-- start --
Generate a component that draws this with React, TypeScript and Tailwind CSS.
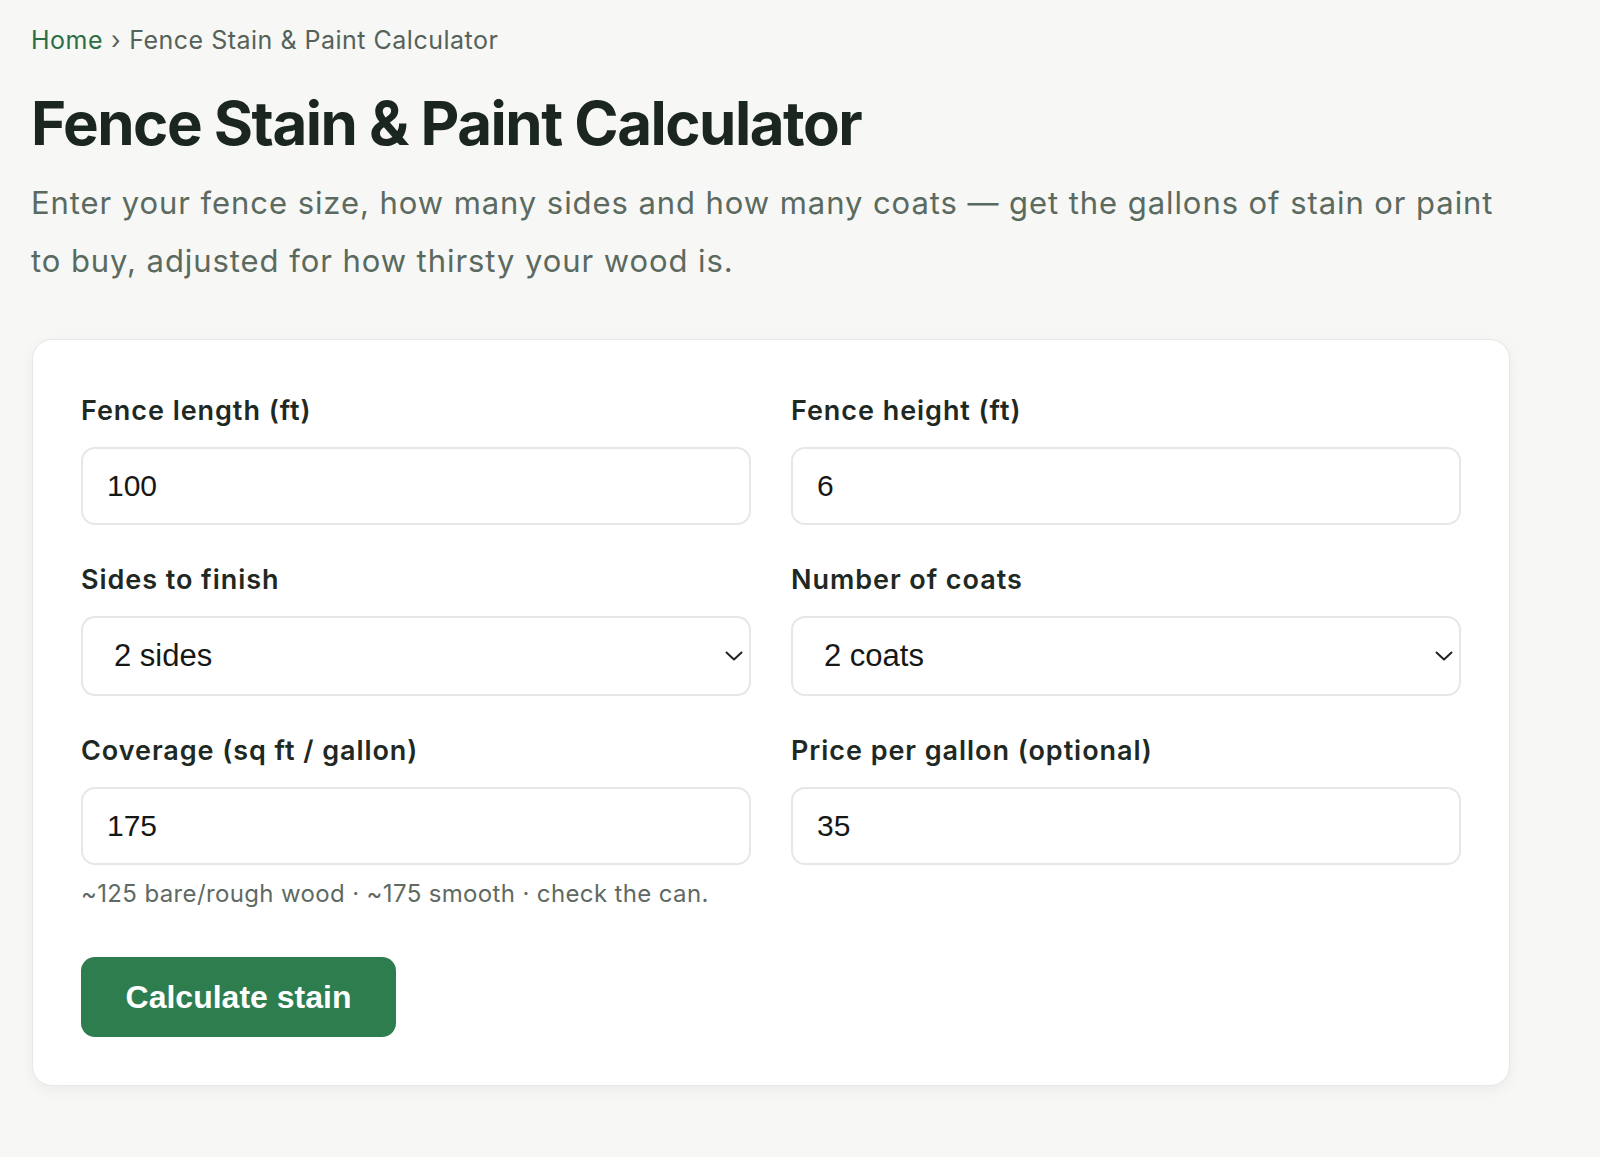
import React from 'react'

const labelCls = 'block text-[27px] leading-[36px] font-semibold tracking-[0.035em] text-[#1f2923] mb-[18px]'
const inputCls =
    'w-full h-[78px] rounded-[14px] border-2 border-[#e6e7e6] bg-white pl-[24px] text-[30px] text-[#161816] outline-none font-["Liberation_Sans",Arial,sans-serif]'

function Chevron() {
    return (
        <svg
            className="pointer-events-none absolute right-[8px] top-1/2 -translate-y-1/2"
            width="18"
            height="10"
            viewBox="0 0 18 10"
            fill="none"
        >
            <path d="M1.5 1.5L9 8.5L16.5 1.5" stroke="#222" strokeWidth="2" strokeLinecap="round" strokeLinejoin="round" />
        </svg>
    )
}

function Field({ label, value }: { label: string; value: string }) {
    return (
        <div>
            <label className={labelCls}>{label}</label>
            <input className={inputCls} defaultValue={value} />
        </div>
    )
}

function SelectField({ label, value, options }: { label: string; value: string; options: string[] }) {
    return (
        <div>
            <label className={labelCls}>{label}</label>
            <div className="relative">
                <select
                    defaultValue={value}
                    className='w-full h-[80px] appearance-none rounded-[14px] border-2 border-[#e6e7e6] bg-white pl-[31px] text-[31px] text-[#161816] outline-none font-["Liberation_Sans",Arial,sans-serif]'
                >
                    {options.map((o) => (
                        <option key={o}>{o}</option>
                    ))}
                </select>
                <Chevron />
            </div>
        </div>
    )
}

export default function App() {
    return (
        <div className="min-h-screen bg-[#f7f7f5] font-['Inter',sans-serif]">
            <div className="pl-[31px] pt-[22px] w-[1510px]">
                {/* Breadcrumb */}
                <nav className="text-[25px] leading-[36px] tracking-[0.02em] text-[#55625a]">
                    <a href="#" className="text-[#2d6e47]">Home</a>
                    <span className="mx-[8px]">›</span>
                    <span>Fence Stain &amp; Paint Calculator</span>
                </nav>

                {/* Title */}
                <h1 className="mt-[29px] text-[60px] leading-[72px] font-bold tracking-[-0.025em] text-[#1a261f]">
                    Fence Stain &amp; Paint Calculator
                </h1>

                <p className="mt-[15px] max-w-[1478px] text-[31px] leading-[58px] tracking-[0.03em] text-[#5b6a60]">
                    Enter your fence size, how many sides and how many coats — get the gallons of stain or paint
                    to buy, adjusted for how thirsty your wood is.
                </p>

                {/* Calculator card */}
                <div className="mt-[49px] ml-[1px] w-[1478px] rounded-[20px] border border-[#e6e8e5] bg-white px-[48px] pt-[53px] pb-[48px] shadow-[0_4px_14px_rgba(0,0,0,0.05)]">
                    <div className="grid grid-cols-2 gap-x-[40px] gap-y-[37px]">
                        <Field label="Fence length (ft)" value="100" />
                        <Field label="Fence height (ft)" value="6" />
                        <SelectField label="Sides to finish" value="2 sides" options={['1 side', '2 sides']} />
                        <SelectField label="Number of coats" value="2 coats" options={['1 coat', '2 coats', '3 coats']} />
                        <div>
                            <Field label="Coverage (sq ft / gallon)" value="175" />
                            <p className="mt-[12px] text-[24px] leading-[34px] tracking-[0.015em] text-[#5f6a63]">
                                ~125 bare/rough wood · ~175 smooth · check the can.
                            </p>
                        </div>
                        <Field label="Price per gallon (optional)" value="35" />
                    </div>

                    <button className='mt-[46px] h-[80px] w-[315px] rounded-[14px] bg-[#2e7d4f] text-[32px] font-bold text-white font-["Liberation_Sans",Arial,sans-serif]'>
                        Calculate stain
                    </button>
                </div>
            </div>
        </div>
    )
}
-- end --
* What you are asked to do:
Using the listing above, work out how many of its lines include "React", and give only the result.

* Full solution:
2